Monday, October 19, 2015

judge tries to mitigate collateral consequences

A New York Times editorial tells the story of a courageous judge who is trying to make up for the failings of the justice system.
In May, a federal judge in Brooklyn took the extraordinary step of expunging the conviction of a woman he had sentenced to five years of probation more than a decade earlier for her involvement in an insurance fraud scheme that netted her $2,500. 
Calling her “a minor participant in a nonviolent crime,” a Federal District Court judge, John Gleeson, decried the “dramatic adverse impact” the woman’s conviction has had on her ability to get a job to support her four children. “There is no justification for continuing to impose this disability on her,” Judge Gleeson wrote. “I sentenced her to five years of probation supervision, not to a lifetime of unemployment.” [My emphasis.]
The move was significant because there is no federal law that allows for expungement — the permanent sealing of a criminal record to the general public. In fact it appears to be the first time that a federal judge has expunged a conviction for this reason. It should not be the last.
Judges must certainly get wind of what happens after being convicted of crimes in their courts. This one did. Surely they can recognize that their pronouncements cause pain far out of proportion to the crimes.

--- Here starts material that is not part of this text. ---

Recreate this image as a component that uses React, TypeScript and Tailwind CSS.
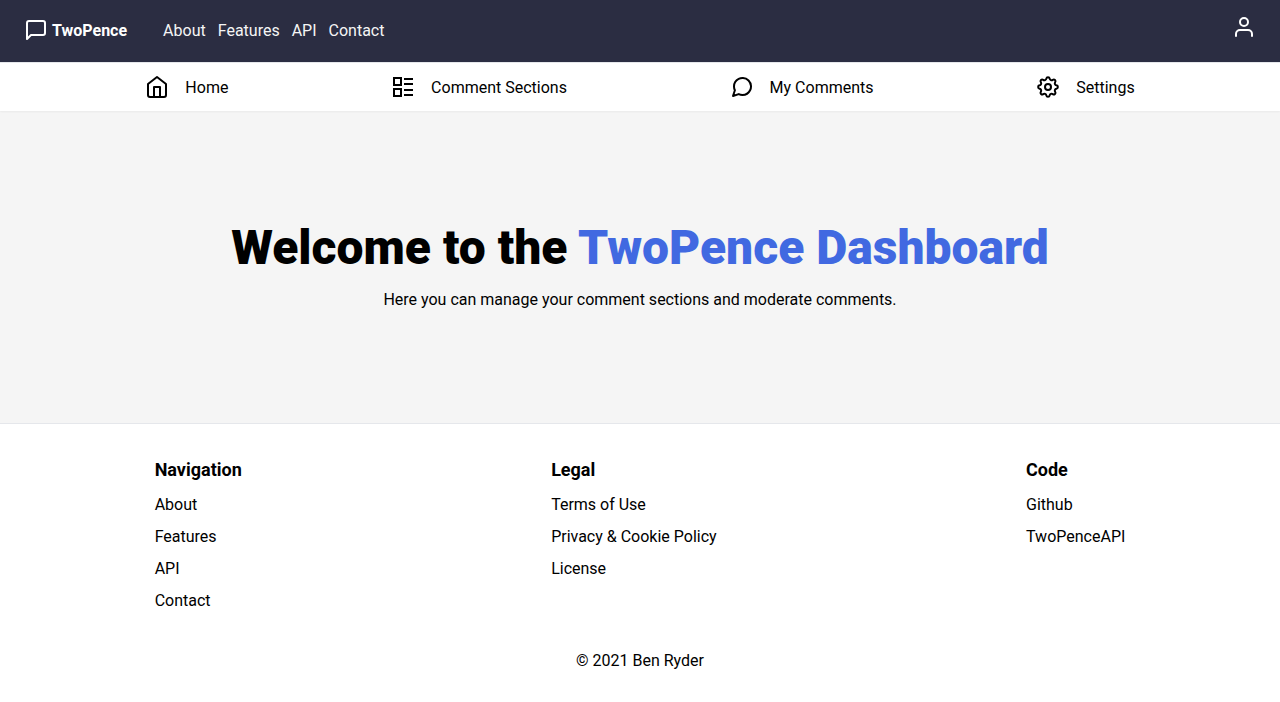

The editorial tells the awful truth:
Some 70 million to 100 million people in the United States — more than a quarter of all adults — have a criminal record, and as a result they are subject to tens of thousands of federal and state laws and rules that restrict or prohibit their access to the most basic rights and privileges — from voting, employment and housing to business licensing and parental rights.
 A quarter of the U.S. population is prohibited from access to the most basic rights and privileges. 

The editorial makes clear that expungement won't solve the whole problem. For too many, sex offenders in particular, their records have been loosed on the Internet, with no way to control what happens to the information.

This judge may not be the only brave judge out there but we need more who are willing to do the right thing even when their positions are on the line.